Last week, I came across what might be the best thing I’ve seen on the internet in a while – and considering how many hilarious cat videos and animated .gifs are out there, that’s saying something – when I stumbled upon the xoJane Real Girl Belly Project.
The Real Girl Belly Project is basically a collection of photographs of bellies sent in my xoJane readers. Almost all of them are taken in bathroom and bedroom mirrors with cell phone cameras, shirts hiked up, bras and underwear visible. There are scars and red marks and piercings and tattoos and stretch marks and hair and all kinds of belly buttons. It’s beautiful and hypnotic to see so many bellies, a body part that is so often reviled by women, proudly on display. It made me tremendously happy.
I looked at all of the beautiful bellies and I felt sad. I felt sad for this really cool body part that does all of these incredible important things, like hold growing babies and digest food and provide soft places for loved ones’ heads to rest, and how it still manages to be the source of so much hatred and revulsion.

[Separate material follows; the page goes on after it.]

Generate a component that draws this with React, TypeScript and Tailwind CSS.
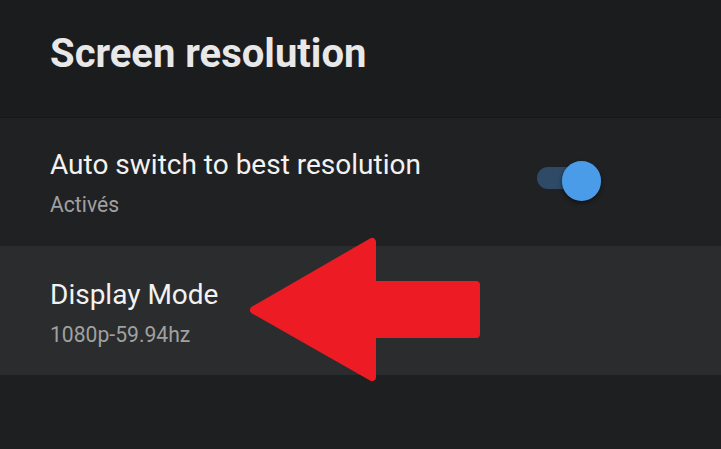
import React from 'react';

function Toggle() {
    return (
        <div className="relative h-[40px] w-[66px]">
            <div className="absolute left-0 top-[6px] h-[22px] w-[44px] rounded-full bg-[#2e4a66]" />
            <div className="absolute left-[25px] top-0 h-[40px] w-[39px] rounded-full bg-[#4a9be8] shadow-[0_2px_4px_rgba(0,0,0,0.5)]" />
        </div>
    );
}

function Arrow() {
    return (
        <svg className="pointer-events-none absolute left-0 top-0" width="721" height="449" viewBox="0 0 721 449">
            <path
                d="M254 310 L372 242 L372 285 L476 285 L476 334 L372 334 L372 377 Z"
                fill="#ed1c24"
                stroke="#ed1c24"
                strokeWidth="8"
                strokeLinejoin="round"
            />
        </svg>
    );
}

export default function App() {
    return (
        <div className="relative h-[449px] w-[721px] overflow-hidden bg-[#1e1f21] font-['Roboto',sans-serif]">
            <div className="h-[117px] bg-[#1b1c1e] pl-[50px] pt-[30px]">
                <h1 className="whitespace-nowrap text-[40px] font-bold leading-[48px] text-[#e8e8e8]">
                    Screen resolution
                </h1>
            </div>
            <div className="flex h-[129px] items-start justify-between border-t border-[#161719] bg-[#202123] pl-[50px] pr-[118px] pt-[29px]">
                <div className="flex flex-col gap-[8px]">
                    <span className="whitespace-nowrap text-[28px] leading-[36px] text-[#f2f2f2]">
                        Auto switch to best resolution
                    </span>
                    <span className="origin-left scale-x-[0.96] whitespace-nowrap text-[22px] leading-[28px] text-[#a0a0a0]">
                        Activés
                    </span>
                </div>
                <div className="pt-[14px]">
                    <Toggle />
                </div>
            </div>
            <div className="h-[129px] bg-[#2a2c2e] pl-[50px] pt-[31px]">
                <div className="flex flex-col gap-[8px]">
                    <span className="whitespace-nowrap text-[28px] leading-[36px] text-[#f2f2f2]">
                        Display Mode
                    </span>
                    <span className="origin-left scale-x-[0.96] whitespace-nowrap text-[22px] leading-[28px] text-[#a0a0a0]">
                        1080p-59.94hz
                    </span>
                </div>
            </div>
            <Arrow />
        </div>
    );
}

I also felt sad because I realized just how rarely I saw bellies that deviated from the flat, near-washboard abs that grace the midsection of nearly every model, actress, singer or otherwise young, visible woman. A belly that does stray from the flat-as-a-board standard often becomes the source of speculation as to whether the woman is pregnant, or if she just ate a really big lunch.
It wasn’t always like this. I have memories of seeing girls on TV and magazines in clothes that showed midriffs with the slightest bit of pudge and softness. I know I didn’t hallucinate this. Remember Madonna in “Like a Virgin”? Remember that little belly of hers (and also how sexy it was)? But at some point in my lifetime, the beauty standard had shifted, and soon the only bellies worth showing – worth being seen – became ones that look like they belong to an elite athlete.
Now, don’t get me wrong – I find a pair of defined abs just as impressive as anyone. I see them and I instantly think about how disciplined that person must be, and discipline is a quality that I find very appealing and admirable. A person has to work very hard and stick to a very clean diet to maintain that appearance, and I respect that. (You know how all of those magazine covers promise flat abs in six minutes or whatever? It’s all total bullshit. Flat abs are a way of life.)
But at the same time, six-pack abs are almost entirely aesthetic. They don’t signify that the person who has them can necessarily run fast or deadlift 200 pounds or complete an Ironman triathlon or spike a volleyball or dance with such grace that an audience is left covered in goosebumps. They merely indicate that the person has a pair of six-pack abs.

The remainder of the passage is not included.